Perryville is planning four viewing sites: the city park, soccer fields, airport, and seminary. There will be cooling stations at each.
Besides the heat, cities must also consider traffic accidents, earthquake and yes even a terrorist attack.
"We are trained on what to watch for," Perryville Emergency Management Director Bill Jones said.
Dr. Michael Chipman told me the emergency room at Carbondale Memorial Hospital will be expanding that day and taking over same day surgery space to accommodate those overcome by heat and more.
"We have to look at the worst case scenarios," Dr. Chipman said.
Meanwhile, the hospital is running drills in preparation for all they may encounter on August 21.
The Union County Ambulance Service is hedging its bets that most folks will congregate in the northern part of the county, close to Makanda, where the duration of totality is the longest in southern Illinois.
Grant Capel, Union County's Ambulance Director has a plan, "We'll have our regular truck on duty, other workers will be in zones. People that are off that day, but volunteering to work, will be runners with backpacks to get to people."
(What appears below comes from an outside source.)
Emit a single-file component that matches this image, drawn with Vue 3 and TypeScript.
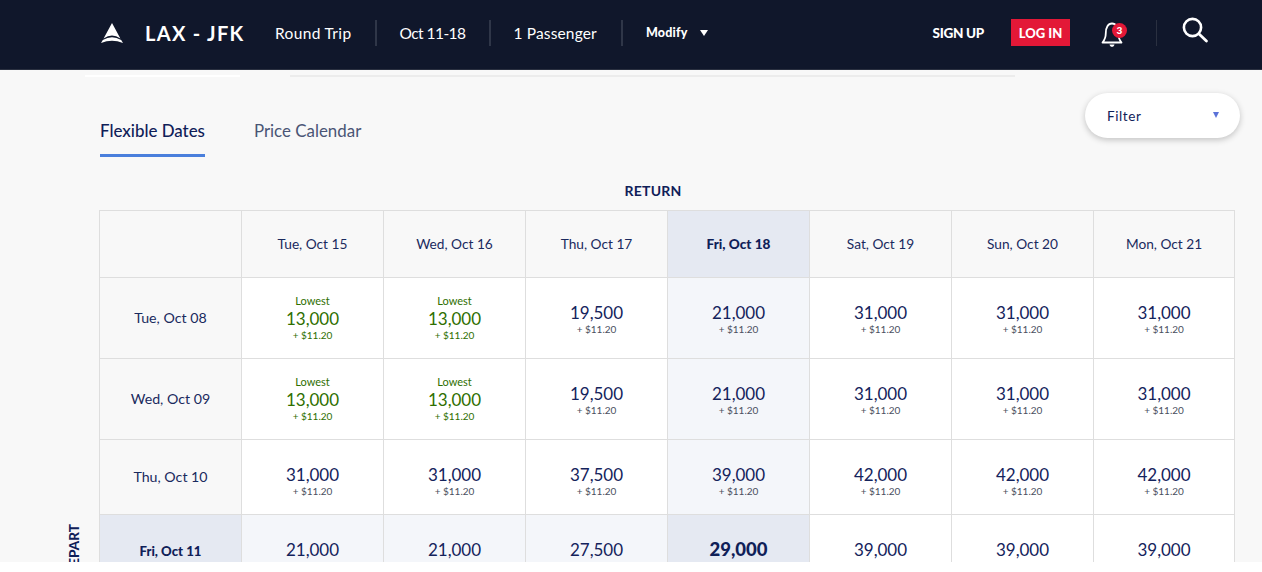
<script setup lang="ts">
interface Row { label: string; cells: string[]; lowest: number; tall: boolean; selected?: boolean }

const returnDates = ['Tue, Oct 15', 'Wed, Oct 16', 'Thu, Oct 17', 'Fri, Oct 18', 'Sat, Oct 19', 'Sun, Oct 20', 'Mon, Oct 21']
const selectedCol = 3
const rows: Row[] = [
  { label: 'Tue, Oct 08', cells: ['13,000', '13,000', '19,500', '21,000', '31,000', '31,000', '31,000'], lowest: 2, tall: true },
  { label: 'Wed, Oct 09', cells: ['13,000', '13,000', '19,500', '21,000', '31,000', '31,000', '31,000'], lowest: 2, tall: true },
  { label: 'Thu, Oct 10', cells: ['31,000', '31,000', '37,500', '39,000', '42,000', '42,000', '42,000'], lowest: 0, tall: false },
  { label: 'Fri, Oct 11', cells: ['21,000', '21,000', '27,500', '29,000', '39,000', '39,000', '39,000'], lowest: 0, tall: false, selected: true },
]
</script>

<template>
  <div class="page">
    <div class="viewport">
      <header class="topbar">
        <svg class="logo" viewBox="0 0 22 20" width="22" height="20" aria-hidden="true">
          <path d="M11 0 L19.4 15.4 Q11 9.6 2.6 15.4 Z" fill="#fff" />
          <path d="M1.8 17 Q11 11.4 20.2 17 L22 20 Q11 15.4 0 20 Z" fill="#fff" />
        </svg>
        <span class="route">LAX - JFK</span>
        <span class="trip trip-first">Round Trip</span>
        <span class="bar"></span>
        <span class="trip dates">Oct 11-18</span>
        <span class="bar"></span>
        <span class="trip pax">1 Passenger</span>
        <span class="bar"></span>
        <span class="modify">Modify</span>
        <span class="caret-white"></span>
        <span class="spacer"></span>
        <span class="signup">SIGN UP</span>
        <span class="login">LOG IN</span>
        <span class="bell-wrap">
          <svg viewBox="0 0 22 26" width="22" height="26" aria-hidden="true">
            <path d="M1.5 21.5 C3.6 19 4.8 16 4.8 12 C4.8 6.5 7 2.5 11 2.5 C15 2.5 17.2 6.5 17.2 12 C17.2 16 18.4 19 20.5 21.5 Z" fill="none" stroke="#fff" stroke-width="1.8" stroke-linejoin="round" />
            <path d="M8.5 23.4 H13.5 C13.2 25 12.2 25.8 11 25.8 C9.8 25.8 8.8 25 8.5 23.4 Z" fill="#fff" />
          </svg>
          <span class="badge">3</span>
        </span>
        <span class="thin-bar"></span>
        <svg class="search" viewBox="0 0 26 26" width="26" height="26" aria-hidden="true">
          <circle cx="10.5" cy="10.5" r="8.6" fill="none" stroke="#fff" stroke-width="2.6" />
          <path d="M16.8 16.8 L24.4 24" stroke="#fff" stroke-width="2.8" stroke-linecap="round" />
        </svg>
      </header>

      <div class="ghost">
        <span class="ghost-white"></span>
        <span class="ghost-line"></span>
      </div>

      <main class="content">
        <div class="toolbar">
          <nav class="tabs">
            <span class="tab active">Flexible Dates</span>
            <span class="tab">Price Calendar</span>
          </nav>
          <div class="filter">
            <span>Filter</span>
            <span class="caret-blue"></span>
          </div>
        </div>

        <div class="return-label">RETURN</div>

        <div class="grid-wrap">
          <div class="depart-col"><span class="depart">DEPART</span></div>
          <div class="grid">
            <div class="cell head corner"></div>
            <div
              v-for="(d, i) in returnDates"
              :key="d"
              class="cell head"
              :class="{ 'sel-strong': i === selectedCol }"
            >{{ d }}</div>

            <template v-for="r in rows" :key="r.label">
              <div class="cell side" :class="{ tall: r.tall, short: !r.tall, 'sel-strong': r.selected }">{{ r.label }}</div>
              <div
                v-for="(p, i) in r.cells"
                :key="i"
                class="cell fare"
                :class="{
                  tall: r.tall,
                  short: !r.tall,
                  green: i < r.lowest,
                  'sel-soft': (r.selected && i < selectedCol) || (!r.selected && i === selectedCol),
                  'sel-strong': r.selected && i === selectedCol,
                }"
              >
                <span v-if="i < r.lowest" class="lowest">Lowest</span>
                <span class="price">{{ p }}</span>
                <span class="fee">+ $11.20</span>
              </div>
            </template>
          </div>
        </div>
      </main>
    </div>
  </div>
</template>

<style>
html, body { margin: 0; background: #fff; }
</style>

<style scoped>
.page {
  width: 1262px;
  height: 572px;
  overflow: hidden;
  background: #fff;
  font-family: Lato, "Open Sans", sans-serif;
}
.viewport {
  height: 562px;
  overflow: hidden;
  background: #f8f8f8;
}
.topbar {
  box-sizing: border-box;
  height: 70px;
  padding: 0 0 4px 101px;
  background: #10172b;
  display: flex;
  align-items: center;
  color: #fff;
  border-bottom: 1px solid #2a3040;
}
.logo { flex: none; margin-right: 22px; }
.route { font-size: 20px; font-weight: 700; letter-spacing: 1.3px; white-space: nowrap; width: 100px; }
.trip { font-size: 15.5px; letter-spacing: 0.35px; white-space: nowrap; }
.dates { letter-spacing: -0.55px; }
.pax { letter-spacing: 0.15px; }
.trip-first { margin-left: 30px; }
.bar { width: 2px; height: 26px; background: #2f3648; margin: 0 22px 0 24px; flex: none; }
.modify { font-size: 12.5px; font-weight: 900; letter-spacing: 0.2px; margin-left: 1px; }
.caret-white {
  width: 0; height: 0; margin-left: 12px;
  border-left: 4.5px solid transparent;
  border-right: 4.5px solid transparent;
  border-top: 6px solid #fff;
}
.spacer { flex: 1; }
.signup { font-size: 13.5px; font-weight: 900; letter-spacing: -0.3px; white-space: nowrap; }
.login {
  width: 59px; height: 27px; margin-left: 27px;
  background: #e31837;
  font-size: 13px; font-weight: 900;
  display: flex; align-items: center; justify-content: center;
  white-space: nowrap;
}
.bell-wrap { position: relative; width: 22px; height: 26px; margin-left: 31px; margin-top: 3px; }
.badge {
  position: absolute; left: 11px; top: 1.5px;
  width: 15px; height: 15px; border-radius: 50%;
  background: #e31837;
  font-size: 10px; font-weight: 900; line-height: 15px; text-align: center;
}
.thin-bar { width: 1px; height: 26px; background: #2a3040; margin: 0 25px 0 33px; }
.search { margin-right: 54px; margin-top: -5px; flex: none; }

.ghost { height: 2px; margin-top: 5px; padding-left: 85px; display: flex; }
.ghost-white { width: 155px; background: #fff; }
.ghost-line { width: 725px; margin-left: 50px; background: #ececec; }

.toolbar {
  display: flex;
  justify-content: space-between;
  align-items: flex-start;
  padding: 16px 22px 0 100px;
  height: 89px;
}
.tabs { display: flex; gap: 49px; padding-top: 26px; }
.tab { font-size: 16.9px; color: #4a5575; padding-bottom: 11px; line-height: 24px; border-bottom: 3px solid transparent; white-space: nowrap; }
.tab.active { color: #0f2058; border-bottom-color: #4a7fdc; font-weight: 500; }
.filter {
  width: 155px; height: 45px; box-sizing: border-box;
  padding: 0 21px 0 22px;
  background: #fff; border-radius: 23px;
  box-shadow: 0 2px 6px rgba(0, 0, 0, 0.22);
  display: flex; justify-content: space-between; align-items: center;
  font-size: 13.5px; letter-spacing: 0.6px; color: #0f2058;
}
.caret-blue {
  width: 0; height: 0; margin-top: -2px;
  border-left: 3.5px solid transparent;
  border-right: 3.5px solid transparent;
  border-top: 6px solid #5b72d8;
}
.return-label {
  text-align: center;
  margin-left: 44px;
  margin-bottom: 11px;
  font-size: 14px; font-weight: 700; color: #0f2058; letter-spacing: 0.2px;
  line-height: 17px;
}
.grid-wrap { display: flex; align-items: flex-start; }
.depart-col { width: 99px; flex: none; display: flex; justify-content: flex-end; padding-right: 17px; box-sizing: border-box; padding-top: 314px; }
.depart {
  writing-mode: vertical-rl;
  transform: rotate(180deg);
  font-size: 13.5px; font-weight: 900; color: #0f2058; line-height: 15px;
}
.grid {
  display: grid;
  grid-template-columns: repeat(7, 142px) 141px;
  border-top: 1px solid #dedede;
  border-left: 1px solid #dedede;
  flex: none;
}
.cell {
  box-sizing: border-box;
  border-right: 1px solid #dedede;
  border-bottom: 1px solid #dedede;
  display: flex; flex-direction: column; align-items: center; justify-content: center;
  color: #1a2a5e;
}
.head { height: 67px; background: #f8f8f8; font-size: 13.7px; padding-bottom: 1px; }
.head.sel-strong { background: #e5e9f2; font-weight: 900; color: #0f2058; font-size: 13.6px; }
.side { background: #f8f8f8; font-size: 14.2px; padding-bottom: 2px; }
.side.sel-strong { background: #e5e9f2; font-weight: 900; color: #0f2058; font-size: 13.2px; }
.tall { height: 81px; }
.short { height: 75px; }
.fare { background: #fff; justify-content: flex-start; padding-top: 24px; }
.fare.green { padding-top: 17px; }
.fare.sel-soft { background: #f4f6fa; }
.fare.sel-strong { background: #e5e9f2; }
.lowest { font-size: 11px; line-height: 12px; color: #2f6f00; margin-bottom: 1px; }
.price { font-size: 17px; line-height: 21px; font-weight: 400; color: #14235c; }
.sel-strong .price { font-weight: 900; font-size: 18.5px; color: #0f2058; }
.fee { font-size: 10px; line-height: 12px; color: #4a4f60; }
.green .price, .green .fee { color: #2f6f00; }
</style>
The ambulance service is stocking up on IV and trauma supplies. Meanwhile, the county is readying things like extraction equipment.
That's Dana Pearson's job, "We're checking out county roads, looking for big openings where people will congregate."
And what about cell phone coverage, crucial to emergency responders, when all the Heartland, in all probability, will be on their phones?
Mike Maddox, Regional Coordinator for Medical Response Planning has asked that same question, "I've been assured it will be adequate. Our concerns are over all the live streaming. But even then, it will only last as long as the eclipse."
All of this work, all of this planning for an event that will last less than three minutes.
Bill Jones agreed but knows that preparation is the key to success.
"It will be a challenge, but we'll survive," Jones said with a laugh.